Research has shown that olive oils high phenolic compounds can be used for the management of diabetes, helping to reduce inflammation, reducing carbohydrate absorption and increasing insulin sensitivity. Including 1 to 2 tablespoons of olive oil daily is an easy and great way to improve your total health as well as support insulin sensitivity and has been shown to improve glucose levels and cholesterol levels when added to a meal.
As well as olive oil, cold pressed oils, such as cold pressed sunflower oil, the oil used in Real Olive Co products are also good as they are not chemically refined which makes it easier for our bodies to digest.
Aim to reduce saturated fat which tend to be found in fatty or processed meats, butter and coconut oil and to avoid trans fats that come from processing oils at high temperatures and processed oils like sunflower oil they can have a pro-inflammatory properties.
Research shows an association between dietary patterns that are rich in fruits and vegetables and lower in processed foods with improved mood and well-being ratings.
Food is powerful and a tool we can use to change ourselves and our health. Choosing to eat minimally processed, whole foods is good for the body and brain. When you forget about calories and focus on quality, you feed the body well and it knows what to do.
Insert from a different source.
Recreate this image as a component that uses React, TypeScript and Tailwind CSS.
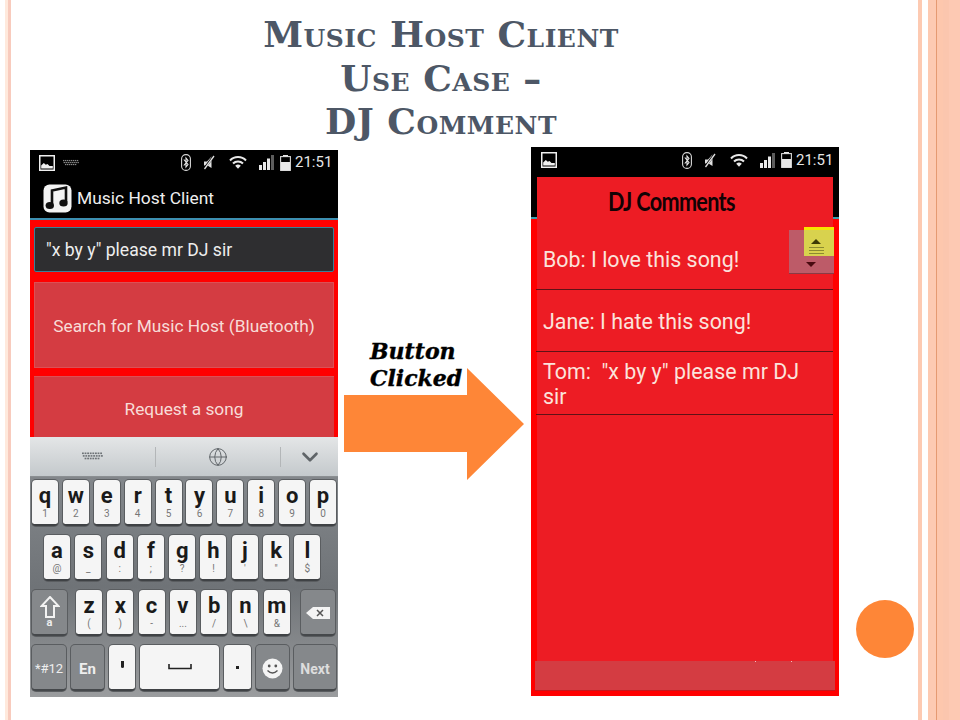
import React from 'react';
import { Globe, ChevronDown } from 'lucide-react';

const roboto = "font-['Roboto','Liberation_Sans',sans-serif]";

function ImageIcon() {
  return (
    <svg width="16" height="16" viewBox="0 0 16 16" className="block">
      <rect x="0.75" y="0.75" width="14.5" height="14.5" fill="#000" stroke="#f0f0f0" strokeWidth="1.5" />
      <path d="M2.2 13.5 L2.2 10.5 L4.8 8 L6.8 9.8 L8.5 9 L10.5 11 L13.8 11 L13.8 13.5 Z" fill="#f0f0f0" />
    </svg>
  );
}

function KeyboardIcon({ color = '#9a9a9a', width = 21, height = 9 }: { color?: string; width?: number; height?: number }) {
  const cells = [];
  for (let r = 0; r < 3; r++) {
    for (let c = 0; c < 8 - (r === 2 ? 2 : 0); c++) {
      cells.push(<rect key={`${r}-${c}`} x={c * 2.6 + (r === 2 ? 2.6 : 0) + (r === 1 ? 0.8 : 0)} y={r * 2.6 + 0.5} width="1.8" height="1.6" fill={color} />);
    }
  }
  return (
    <svg width={width} height={height} viewBox="0 0 21 9" className="block">
      {cells}
    </svg>
  );
}

function StatusIcons() {
  return (
    <>
      {/* bluetooth */}
      <svg width="10" height="17" viewBox="0 0 10 17" className="block">
        <rect x="0.6" y="0.6" width="8.8" height="15.8" rx="4.2" fill="none" stroke="#d8d8d8" strokeWidth="1.1" />
        <path d="M2.8 5.5 L7 10.5 L5 13 L5 4 L7 6.5 L2.8 11.5" fill="none" stroke="#e8e8e8" strokeWidth="1.1" />
      </svg>
      {/* mute */}
      <svg width="12" height="15" viewBox="0 0 12 15" className="block ml-[12px]">
        <path d="M1 10.5 L1 6.5 L4 6.5 L8.5 1.5 L8.5 13 L4.5 10.5 Z" fill="#e0e0e0" />
        <path d="M1 14 L11 0.5" stroke="#000" strokeWidth="2.2" />
        <path d="M1.5 14 L11 1" stroke="#e0e0e0" strokeWidth="1.3" />
      </svg>
      {/* wifi */}
      <svg width="18" height="13" viewBox="0 0 18 13" className="block ml-[14px]">
        <path d="M1 4.5 A11 11 0 0 1 17 4.5" fill="none" stroke="#e8e8e8" strokeWidth="2" />
        <path d="M4 7.5 A7 7 0 0 1 14 7.5" fill="none" stroke="#e8e8e8" strokeWidth="2" />
        <path d="M6.2 9.8 A4 4 0 0 1 11.8 9.8 L9 12.8 Z" fill="#e8e8e8" />
      </svg>
      {/* signal */}
      <svg width="15" height="15" viewBox="0 0 15 15" className="block ml-[12px]">
        <rect x="0" y="10" width="3" height="5" fill="#e8e8e8" />
        <rect x="4" y="7" width="3" height="8" fill="#e8e8e8" />
        <rect x="8" y="3.5" width="3" height="11.5" fill="#e8e8e8" />
        <rect x="12" y="0" width="3" height="15" fill="#5c5c5c" />
      </svg>
      {/* battery */}
      <svg width="11" height="16" viewBox="0 0 11 16" className="block ml-[6px]">
        <rect x="3" y="0" width="5" height="2" fill="#e8e8e8" />
        <rect x="0.6" y="1.6" width="9.8" height="13.8" fill="none" stroke="#d8d8d8" strokeWidth="1.1" />
        <rect x="1" y="7" width="9" height="8.5" fill="#e8e8e8" />
      </svg>
    </>
  );
}

function StatusBar({ keyboard }: { keyboard?: boolean }) {
  return (
    <div className={keyboard ? 'h-[28px] flex items-center bg-black pl-[9px] pb-[3px] shrink-0' : 'h-[28px] flex items-center bg-black pl-[10px] pb-[2px] shrink-0'}>
      <ImageIcon />
      {keyboard ? (
        <div className="ml-[8px]">
          <KeyboardIcon color="#8a8a8a" width={16} height={8} />
        </div>
      ) : null}
      <div className={keyboard ? 'flex items-center ml-[102px]' : 'flex items-center ml-[125px]'}>
        <StatusIcons />
      </div>
      <span className={`${roboto} ml-[4px] text-[15px] leading-none text-[#e6e6e6]`}>21:51</span>
    </div>
  );
}

function MusicIcon() {
  return (
    <svg width="29" height="29" viewBox="0 0 29 29" className="block">
      <rect x="0.5" y="0.5" width="28" height="28" rx="6" fill="#f4f4f4" />
      <path d="M9 20 L9 6.5 L23 3.5 L23 18" fill="none" stroke="#111" strokeWidth="2.6" />
      <ellipse cx="6.8" cy="21.5" rx="4.2" ry="3.5" fill="#111" />
      <ellipse cx="20.5" cy="19" rx="4.2" ry="3.5" fill="#111" />
    </svg>
  );
}

const keyShell = 'h-[46px] shrink-0 rounded-[4px] border-b-2 shadow-[0_0_0_1px_#5a5d60]';

function LetterKey({ top, sub, w = 'w-[26px]' }: { top: string; sub: string; w?: string }) {
  return (
    <div className={`${w} ${keyShell} bg-[#f5f5f5] border-[#3f4245] flex flex-col items-center ${roboto}`}>
      <span className="text-[22px] font-bold leading-[22px] mt-[5px] text-[#1a1a1a]">{top}</span>
      <span className="text-[10px] leading-[10px] mt-[2px] text-[#777]">{sub}</span>
    </div>
  );
}

function GrayKey({ w, children }: { w: string; children: React.ReactNode }) {
  return (
    <div className={`${w} ${keyShell} bg-[#85888b] border-[#45484b] flex flex-col items-center justify-center text-[#eeeeee] font-bold ${roboto}`}>
      {children}
    </div>
  );
}

function WhiteKey({ w, children }: { w: string; children: React.ReactNode }) {
  return (
    <div className={`${w} ${keyShell} bg-[#f5f5f5] border-[#3f4245] flex items-center justify-center`}>
      {children}
    </div>
  );
}

const row1 = [['q', '1'], ['w', '2'], ['e', '3'], ['r', '4'], ['t', '5'], ['y', '6'], ['u', '7'], ['i', '8'], ['o', '9'], ['p', '0']];
const row2 = [['a', '@'], ['s', '_'], ['d', ':'], ['f', ';'], ['g', '?'], ['h', '!'], ['j', "'"], ['k', '"'], ['l', '$']];
const row3 = [['z', '('], ['x', ')'], ['c', '-'], ['v', '...'], ['b', '/'], ['n', '\\'], ['m', '&']];

function Keyboard() {
  return (
    <div className="shrink-0">
      {/* toolbar */}
      <div className="h-[40px] flex items-center bg-gradient-to-b from-[#e4e6e7] to-[#c4c9cc] border-b border-[#8b8f92]">
        <div className="w-[125px] flex justify-center">
          <KeyboardIcon color="#6d7276" />
        </div>
        <div className="w-px h-[20px] bg-[#b3b6b8]" />
        <div className="w-[124px] flex justify-center">
          <Globe size={20} strokeWidth={1.2} color="#62676b" />
        </div>
        <div className="w-px h-[20px] bg-[#b3b6b8]" />
        <div className="flex-1 flex justify-center">
          <ChevronDown size={26} strokeWidth={2.4} color="#5f6468" />
        </div>
      </div>
      {/* keys */}
      <div className="h-[220px] bg-gradient-to-b from-[#83878b] via-[#6f7377] to-[#9a9c9e] pt-[3px] px-[2px] flex flex-col gap-[9px]">
        <div className="flex gap-[4.9px]">
          {row1.map(([a, b]) => (
            <LetterKey key={a} top={a} sub={b} />
          ))}
        </div>
        <div className="flex gap-[5.3px] pl-[12px]">
          {row2.map(([a, b]) => (
            <LetterKey key={a} top={a} sub={b} />
          ))}
        </div>
        <div className="flex">
          <GrayKey w="w-[35px]">
            <svg width="20" height="22" viewBox="0 0 20 22" className="block">
              <path d="M10 1 L18.5 10 L14 10 L14 21 L6 21 L6 10 L1.5 10 Z" fill="none" stroke="#f2f2f2" strokeWidth="2" />
            </svg>
            <span className="text-[11px] leading-[10px]">a</span>
          </GrayKey>
          <div className="flex gap-[5.3px] ml-[9px]">
            {row3.map(([a, b]) => (
              <LetterKey key={a} top={a} sub={b} />
            ))}
          </div>
          <div className="ml-[11px]">
            <GrayKey w="w-[34px]">
              <svg width="26" height="14" viewBox="0 0 26 14" className="block mt-[2px]">
                <path d="M1 7 L8 1 L25 1 L25 13 L8 13 Z" fill="#f4f4f4" />
                <path d="M12 4 L18 10 M18 4 L12 10" stroke="#555" strokeWidth="1.5" />
              </svg>
            </GrayKey>
          </div>
        </div>
        <div className="flex gap-[5px]">
          <GrayKey w="w-[34px]">
            <span className="text-[13px] font-normal whitespace-nowrap pt-[4px]">*#12</span>
          </GrayKey>
          <GrayKey w="w-[33px]">
            <span className="text-[15px] pt-[4px]">En</span>
          </GrayKey>
          <WhiteKey w="w-[26px]">
            <span className="block w-[3px] h-[7px] bg-[#222] rounded-b-[2px] -mt-[6px]" />
          </WhiteKey>
          <WhiteKey w="w-[79px]">
            <svg width="24" height="6" viewBox="0 0 24 6" className="block">
              <path d="M1 0 L1 4.5 L23 4.5 L23 0" fill="none" stroke="#222" strokeWidth="1.6" />
            </svg>
          </WhiteKey>
          <WhiteKey w="w-[27px]">
            <span className="block w-[3px] h-[3px] bg-[#222]" />
          </WhiteKey>
          <GrayKey w="w-[33px]">
            <svg width="21" height="21" viewBox="0 0 21 21" className="block mt-[3px]">
              <circle cx="10.5" cy="10.5" r="10" fill="#f4f4f4" />
              <circle cx="7.2" cy="8" r="1.4" fill="#555" />
              <circle cx="13.8" cy="8" r="1.4" fill="#555" />
              <path d="M5.5 12.5 Q10.5 17.5 15.5 12.5" fill="none" stroke="#555" strokeWidth="1.4" />
            </svg>
          </GrayKey>
          <GrayKey w="w-[42px]">
            <span className="text-[14px] text-[#dddddd] pt-[4px]">Next</span>
          </GrayKey>
        </div>
      </div>
    </div>
  );
}

function ClientPhone() {
  return (
    <div className="absolute left-[30px] top-[150px] w-[308px] h-[547px] flex flex-col bg-black">
      <StatusBar keyboard />
      <div className="h-[40px] shrink-0 flex items-center pl-[13px] bg-black">
        <MusicIcon />
        <span className={`${roboto} ml-[5px] text-[17.4px] text-[#eeeeee]`}>Music Host Client</span>
      </div>
      <div className="h-[2px] shrink-0 bg-[#3d8fb0]" />
      <div className="flex-1 min-h-0 bg-[#ff0000] px-[4px] pt-[7px] flex flex-col overflow-hidden">
        <div className={`${roboto} h-[45px] shrink-0 rounded-[2px] bg-[#2e2e30] border border-[#3a8098] flex items-center pl-[11px] pt-[2px] text-[17.6px] text-[#eeeeee]`}>
          "x by y" please mr DJ sir
        </div>
        <div className={`${roboto} mt-[10px] h-[86px] shrink-0 bg-[#d43c42] border border-[#dc5055] flex items-center justify-center pt-[4px] text-[17.3px] text-[#f8dcd8]`}>
          Search for Music Host (Bluetooth)
        </div>
        <div className={`${roboto} mt-[8px] h-[61px] shrink-0 bg-[#d43c42] border-t border-[#dc5055] flex items-center justify-center pt-[6px] text-[17.3px] text-[#f8dcd8]`}>
          Request a song
        </div>
      </div>
      <Keyboard />
    </div>
  );
}

function CommentRow({ h, children }: { h: string; children: React.ReactNode }) {
  return (
    <div className={`${h} shrink-0 flex items-center pl-[7px] pr-[26px] pt-[1px] border-b border-[#5f1216] ${roboto} text-[21.4px] leading-[25px] text-[#fbe3dc]`}>
      <p>{children}</p>
    </div>
  );
}

function CommentsPhone() {
  return (
    <div className="absolute left-[531px] top-[147px] w-[308px] h-[549px] flex flex-col bg-[#ff0000]">
      <StatusBar />
      <div className="h-[42px] shrink-0 bg-black" />
      <div className="h-[2px] shrink-0 bg-[#3aa0b0]" />
      <div className="flex-1" />
      {/* dialog */}
      <div className="absolute left-[6px] right-[6px] top-[30px] bottom-[5px] flex flex-col bg-[#ed1c24]">
        <div className="h-[50px] shrink-0 flex items-center justify-center pr-[28px] pb-[4px]">
          <span className="font-['Lato',sans-serif] font-bold text-[27px] leading-none tracking-[-0.8px] text-[#120204] scale-x-[0.8]">DJ Comments</span>
        </div>
        <div className="mt-[1px] -ml-[1px] flex flex-col">
          <CommentRow h="h-[62px]">Bob: I love this song!</CommentRow>
          <CommentRow h="h-[62px]">Jane: I hate this song!</CommentRow>
          <CommentRow h="h-[63px]">Tom:&nbsp; "x by y" please mr DJ sir</CommentRow>
        </div>
        <div className="flex-1" />
        <div className="relative h-[30px] -mx-[2px] shrink-0 bg-[#d43c42] border-b border-[#c8161c]">
          <span className="absolute left-[220px] top-0 w-px h-px bg-[#f5c0c0]" />
          <span className="absolute left-[256px] top-0 w-px h-px bg-[#f5c0c0]" />
        </div>
      </div>
      {/* scroll note */}
      <div className="absolute left-[258px] top-[83px] w-[45px] h-[44px] bg-[#bd5b68] border-b border-[#8a3a44]">
        <span className="absolute left-[17px] bottom-[6px] w-0 h-0 border-x-[5px] border-x-transparent border-t-[5px] border-t-[#4a0a10]" />
      </div>
      <div className="absolute left-[273px] top-[80px] w-[30px] h-[29px] bg-[#d8d24e] border-t-[3px] border-[#f6e600] flex flex-col items-center pr-[6px]">
        <span className="mt-[9px] w-0 h-0 border-x-[5px] border-x-transparent border-b-[5px] border-b-[#3d3a06]" />
        <span className="mt-[3px] w-[15px] h-[7px] border-y border-[#8c8a30] flex items-center">
          <span className="w-full h-px bg-[#8c8a30]" />
        </span>
      </div>
    </div>
  );
}

export default function App() {
  return (
    <div className="relative w-[960px] h-[720px] bg-white overflow-hidden">
      {/* slide edge stripes */}
      <div className="absolute inset-y-0 left-[5px] w-[3px] bg-[#ffe9dc]" />
      <div className="absolute inset-y-0 left-[8px] w-[3px] bg-[#f8cbbd]" />
      <div className="absolute inset-y-0 left-[918px] w-[4px] bg-[#fdcab2]" />
      <div className="absolute inset-y-0 left-[928px] right-0 flex bg-[#fdcab2]">
        <div className="w-[8px]" />
        <div className="w-px bg-[#e59a72]" />
        <div className="w-[6px] bg-[#fdc7ad]" />
        <div className="w-[6px] bg-[#fbc6ae]" />
        <div className="flex-1 bg-[#fdc9b3]" />
      </div>

      <h1 className="absolute left-0 top-[13px] w-[882px] text-center font-['DejaVu_Serif',serif] font-bold [font-variant:small-caps] text-[36px] leading-[43.5px] tracking-[0.5px] text-[#4d5766]">
        Music Host Client
        <br />
        Use Case –
        <br />
        DJ Comment
      </h1>

      <ClientPhone />
      <CommentsPhone />

      {/* arrow */}
      <svg width="180" height="112" viewBox="0 0 180 112" className="absolute left-[344px] top-[368px]">
        <path d="M0 27 L123 27 L123 0 L180 56 L123 112 L123 84 L0 84 Z" fill="#fe8637" />
      </svg>
      <div className="absolute left-[370px] top-[338px] bg-white font-['DejaVu_Serif',serif] font-bold italic text-[22px] leading-[27px] [-webkit-text-stroke:0.4px_black] text-black">
        Button
        <br />
        Clicked
      </div>

      <div className="absolute left-[856px] top-[600px] w-[58px] h-[58px] rounded-full bg-[#fe8637]" />
    </div>
  );
}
Take a look at your food and review what you’re eating. We so often choose foods unconsciously and therefore are unaware of the decisions we make. Take some time to bring consciousness around your decisions, a great way to do this is to simply record what you eat over a few days, you may be surprised about the choices you make or how often you are eating. This is a great way to understand your habits around food and can provide valuable insight into how you feel when you are making decisions.
I believe that making the unconscious conscious is the cornerstone to behaviour change, and the simplest way to do this is to track your day, your habits and choices and you can then work out which ones you want to change and how best to do that. Someone once said to me ‘if we don’t inspect, we cannot expect’ and this has stuck with me ever since.
One small habit change over time is huge. Just focus on one thing, do it well consistently and if you miss it once don’t worry, just try not to miss it twice.
Food is one part of the equation when it comes to metabolic health, there are other factors that impact blood sugar including sleep, stress, digestion, hormonal shits and activity. But, let’s start with food!